Cerró los ojos para no ver cómo entraba la aguja en su boca, pero el resultado fue idéntico. El atroz dolor lo arrojó fuera de la cama, con la aguja plantada en la muela.

Su violento movimiento hizo vacilar la lámpara de petróleo con cuya llama, en una cuchara, fundía yo el estaño.

Pese a lo divertido de la situación, nadie se atrevía a reírse, por temor a que relanzara el tema de mi inculpación.

Luo recuperó la aguja, la limpió, la comprobó y le tendió un vaso de agua al jefe para que se enjuagara la boca; éste escupió sangre en el suelo, justo junto a la gorra.

El viejo sastre adoptó un aire asombrado.

—Está usted sangrando —dijo.

—Si quiere que perfore su caries —dijo Luo recogiendo la gorra y volviéndola a poner en la enmarañada cabeza del jefe—, no veo más solución que atarlo a la cama.

—¿Atarme? —gritó ofendido el jefe—. ¡Olvidas que me han designado para dirigir la comuna!

—Su cuerpo se niega a colaborar y debemos jugarnos el todo por el todo.

Su decisión me sorprendió de verdad. Me he hecho a menudo, me he repetido muchas veces y sigo repitiéndome aún hoy, la misma pregunta: ¿cómo es posible que aquel tirano político y económico, aquel policía de aldea, aceptara una proposición que lo ponía en una posición tan ridícula como humillante? ¿Qué diablos pasó por su cabeza? En aquel momento no tuve mucho tiempo para pensar en la cuestión. Luo lo ató rápidamente y el sastre, viendo que le atribuían la difícil tarea de mantener aquella cabeza entre sus manos, me pidió que lo relevara al pedal.

Me tomé muy en serio mi nueva responsabilidad. Me descalcé, y cuando las plantas de los pies tocaron el pedal, sentí que todo el peso de la misión gravitaba sobre mis músculos.
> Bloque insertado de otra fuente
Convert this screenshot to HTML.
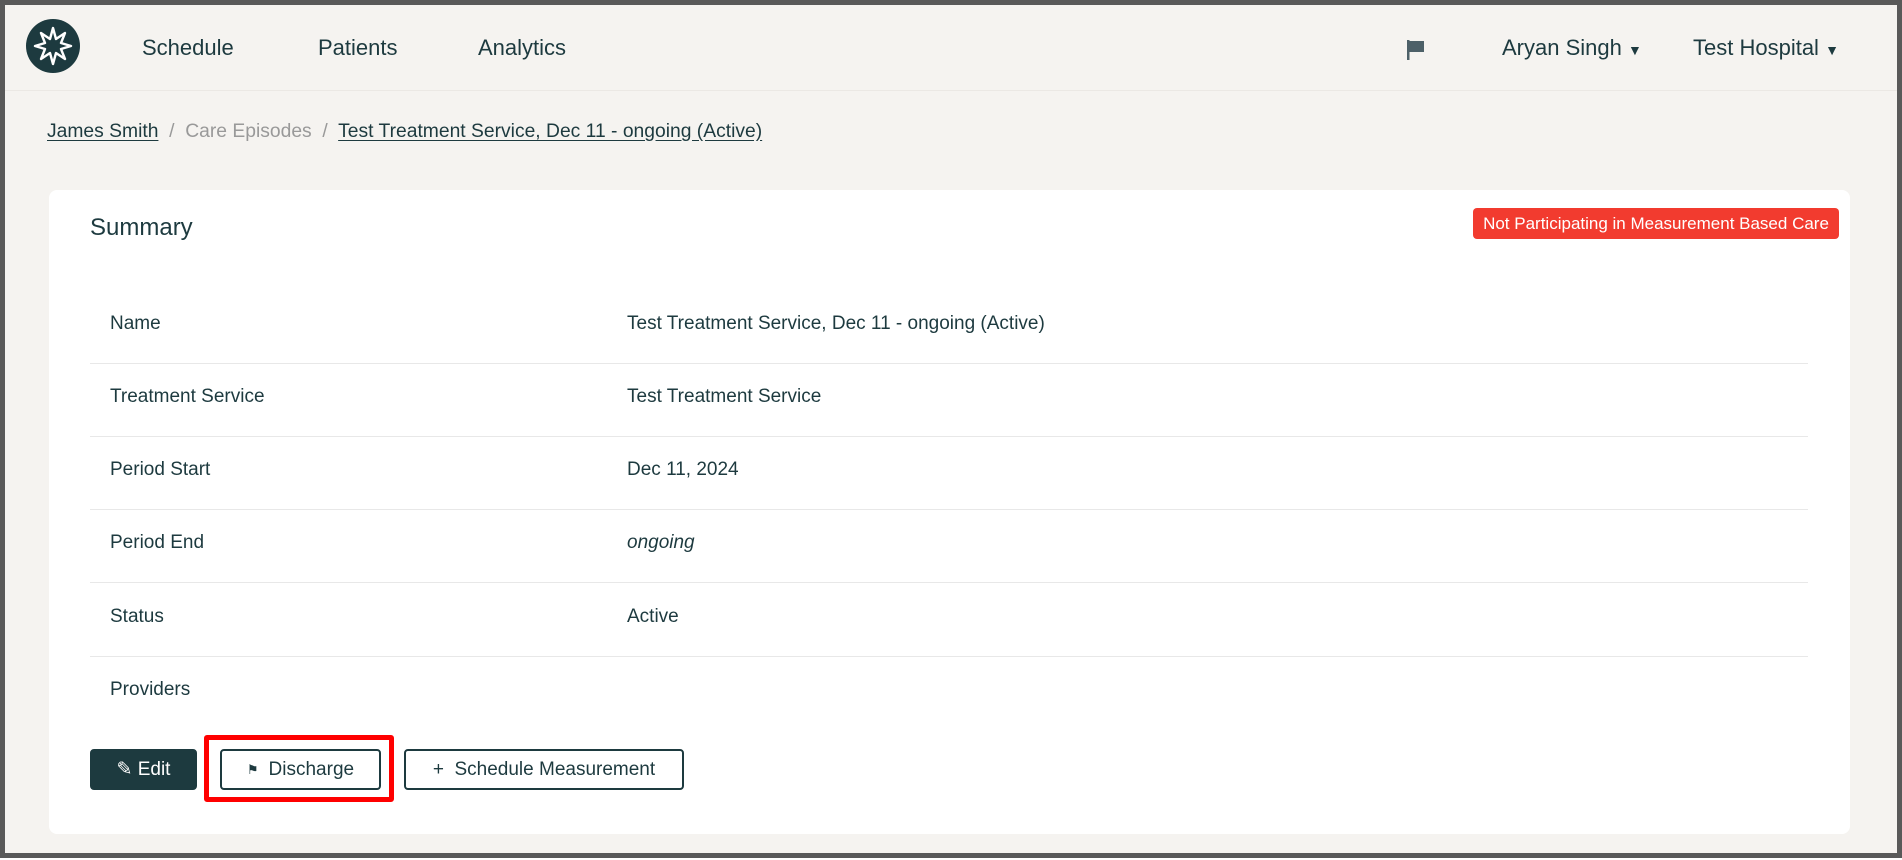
<!DOCTYPE html>
<html><head><meta charset="utf-8"><style>
*{box-sizing:border-box;margin:0;padding:0}
body{width:1902px;height:860px;overflow:hidden;background:#fff;font-family:"Liberation Sans",sans-serif;color:#1d3a3f}
.frame{position:absolute;left:0;top:0;width:1902px;height:858px;border:5px solid #595959;background:#f5f3f0}
.abs{position:absolute}
.nav{font-size:22px;top:30px}
.bc{top:116px;font-size:19.3px}
.bc u{text-decoration:underline;text-underline-offset:3px}
.card{left:44px;top:185px;width:1801px;height:644px;background:#fff;border-radius:8px}
.row{position:absolute;left:41px;width:1718px;height:73px;border-bottom:1px solid #e8e8e8;font-size:19px}
.row span{position:absolute;top:22px}
.btn{position:absolute;top:744px;height:41px;border:2px solid #1d3a3f;border-radius:4px;font-size:19px;display:flex;align-items:center;justify-content:center;gap:10px;background:#fff}
</style></head><body>
<div class="frame">
<svg class="abs" style="left:21px;top:14px" width="54" height="54" viewBox="0 0 54 54"><circle cx="27" cy="27" r="27" fill="#1d3a3f"/><path d="M27 9 L30 20 L39 14 L35 24 L45 27 L35 30 L39 40 L30 34 L27 45 L24 34 L15 40 L19 30 L9 27 L19 24 L15 14 L24 20 Z" fill="none" stroke="#fff" stroke-width="2.4" stroke-linejoin="round"/></svg>
<div class="abs nav" style="left:137px">Schedule</div>
<div class="abs nav" style="left:313px">Patients</div>
<div class="abs nav" style="left:473px">Analytics</div>
<svg class="abs" style="left:1400px;top:33px" width="22" height="24" viewBox="0 0 22 24"><rect x="2" y="2" width="2.5" height="20" fill="#4d6068"/><path d="M4.5 3 H19 V14 H4.5Z" fill="#4d6068"/></svg>
<div class="abs nav" style="left:1497px">Aryan Singh <span style="font-size:14px">▼</span></div>
<div class="abs nav" style="left:1688px">Test Hospital <span style="font-size:14px">▼</span></div>
<div class="abs" style="left:0;top:85px;width:1892px;height:1px;background:#ebe8e4"></div>
<div class="abs bc" style="left:42px"><u>James Smith</u> <span style="color:#999">&nbsp;/&nbsp; Care Episodes &nbsp;/&nbsp;</span> <u>Test Treatment Service, Dec 11 - ongoing (Active)</u></div>
<div class="abs card">
<div class="abs" style="left:41px;top:24px;font-size:24px">Summary</div>
<div class="abs" style="left:1424px;top:18px;width:366px;height:31px;background:#f23b2f;color:#fff;border-radius:4px;font-size:17px;display:flex;align-items:center;justify-content:center">Not Participating in Measurement Based Care</div>
<div class="row" style="top:101px"><span style="left:20px">Name</span><span style="left:537px">Test Treatment Service, Dec 11 - ongoing (Active)</span></div>
<div class="row" style="top:174px"><span style="left:20px">Treatment Service</span><span style="left:537px">Test Treatment Service</span></div>
<div class="row" style="top:247px"><span style="left:20px">Period Start</span><span style="left:537px">Dec 11, 2024</span></div>
<div class="row" style="top:320px"><span style="left:20px">Period End</span><span style="left:537px;font-style:italic">ongoing</span></div>
<div class="row" style="top:394px"><span style="left:20px">Status</span><span style="left:537px">Active</span></div>
<div class="row" style="top:467px;border:none"><span style="left:20px">Providers</span></div>
</div>
<div class="btn" style="left:85px;width:107px;background:#1d3a3f;color:#fff">✎ Edit</div>
<div class="abs" style="left:199px;top:730px;width:190px;height:67px;border:5px solid #f00;border-radius:3px"></div>
<div class="btn" style="left:215px;width:161px"><span style="font-size:13px">⚑</span>Discharge</div>
<div class="btn" style="left:399px;width:280px">+&nbsp; Schedule Measurement</div>
</div>
</body></html>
En cuanto Luo me hizo una señal, mis pies presionaron el pedal para poner la máquina en marcha, viéndose rápidamente arrastrados por el rítmico movimiento del mecanismo. Aceleré como un ciclista que volara por la carretera general; la aguja se agitó, tembló, entró de nuevo en contacto con el escollo solapado y amenazador. Aquello produjo, primero, un chisporroteo en la boca del jefe que se debatía como un loco en una camisa de fuerza. No sólo estaba atado a la cama por una gruesa cuerda, sino también aprisionado entre las férreas manos del viejo sastre que le sujetaba el cuello, lo atenazaba, lo mantenía en una posición digna de una escena de captura cinematográfica. De la comisura de sus labios escapaba espuma; estaba pálido, respiraba penosamente y gemía.